Limit on # of data nodes?

Is there a limit on the number of data nodes or overall amount of data we can have in a cluster? How can we tell when we're nearing that limit?

We've been told a few times by elastic employees that our limit is probably around 100 data nodes, but we've seen reports of other people maintaining a single cluster much larger than this. What's a good indicator that it's time to split our data into two clusters? We'd like to know when we're reaching the limit far before we get to it.

There is no built in fixed limit and the cluster size probably depends on the use case. The larger the cluster gets and the more data it holds, the larger the cluster state gets. At some point this will start to cause problems and make the cluster less stable. I have also seen clusters larger than 100 nodes but now that there is cross-cluster search it may be a good size to aim for.

As Christian said, there's no technical limit.

We're finding that simply growing your cluster with no end in sight becomes a burden for management. Things like cross cluster search allow you to split data into easier to manage chunks, just like how you split data sources into indices that are aligned.

There's no good indicator though. You might find that you can get to 100 nodes and your tooling and management allow you to go further.

We've looked into it a bit but it doesn't look like we'd have much to gain using cross cluster search vs two separate clusters. We already use a separate index per customer, and it seems like either way we'd have to specify which customer is on which cluster/index.

When you say that our tooling/management may not allow us to go beyond 100 nodes, do you think we'd see high cpu/memory on the data or client nodes perhaps before this happens? Or can this just suddenly happen with no warning at all?

I mean more around resource orchestration and automation.

I think the master is probably the ultimate limiting factor within a single cluster. Most components scale sideways quite well, but there's only ever one elected master making decisions about the cluster, and there's a limit to how large or fast you can reasonably make that node. More clusters means more masters, each doing less work, which is good for everyone.

A pattern I've encountered a few times is where the cluster grows and grows without showing any problems, and then something happens to upset it and the master struggles to keep up with coordinating all the recovery work needed to bring things back to health. Often this is exacerbated by relaxing the defaults on certain safety mechanisms (for "scaling" reasons) without really understanding the consequences if, say, a network partition were to drop 25% of your nodes for a few minutes.

For instance, on the master there are a few places where we iterate over all the nodes and/or all the shards, which is totally reasonable when you've 50 nodes and 30k shards and pretty unreasonable when you've 500 nodes and 300k shards.
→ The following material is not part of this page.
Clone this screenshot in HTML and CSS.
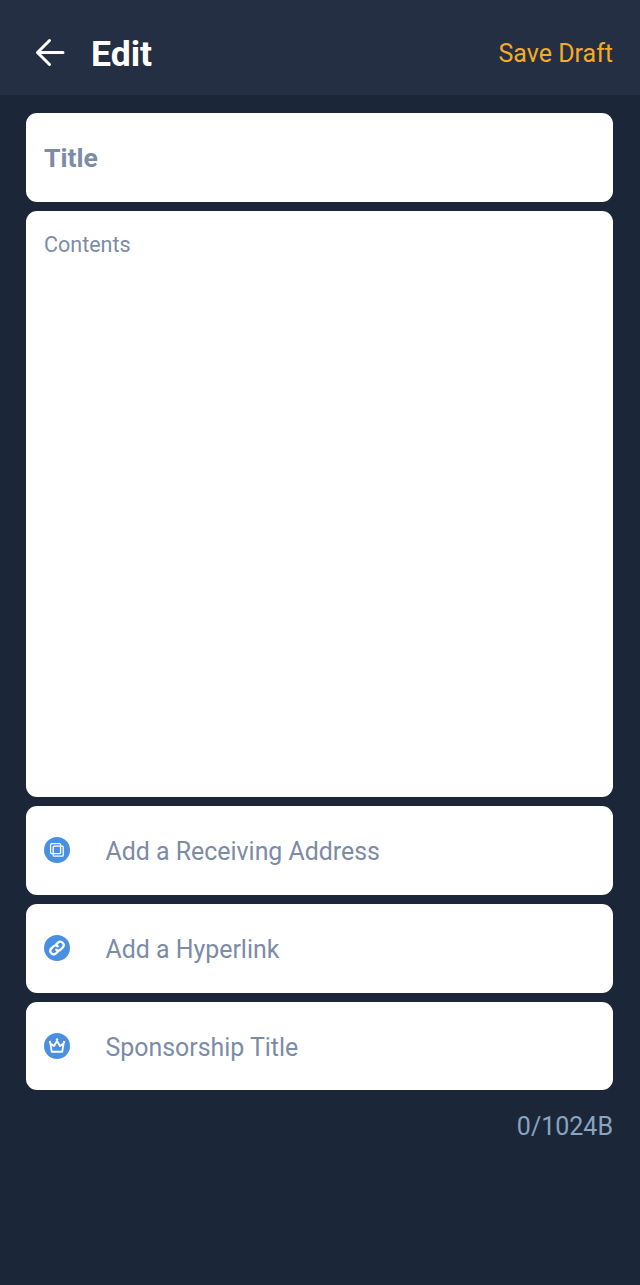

We're aware of more efficient algorithms for cases like that, but usually not without making things worse for smaller clusters, and making it harder to maintain too, so we tend to avoid that complexity and instead target a limited cluster size.

30k shards isn't small by any measure, it could easily be a couple of PB.


I think that part we have pretty well figured out, we are just having a hard time approximating when our cluster will reach it's maximum recommended size. It's also hard to tell if hot data nodes that are reaching high cpu for seemingly no reason, could be an indicator that we need a second cluster.

We use Chef and Terraform to setup the nodes, monitor them with telegraf/grafana and have been trying out kibana/metricbeat as well. We also follow all of the recommendations in the sizing webinar, such as keeping to a specific memory:data ratio.

Are you using Monitoring to see what's happening in the cluster?

Nice, thanks! This is exactly the info I was looking for. This makes sense too, with some of the problems we've seen on our masters.

The monitoring info kibana has by default doesn't seem to provide a lot of information on what the cluster is doing. I'm pretty sure these nodes are responding to a lot of searches on a heavily used index though.

It should definitely show index and query requests. It might be worth starting another topic to dig into that (if you want) :slight_smile:

This topic was automatically closed 28 days after the last reply. New replies are no longer allowed.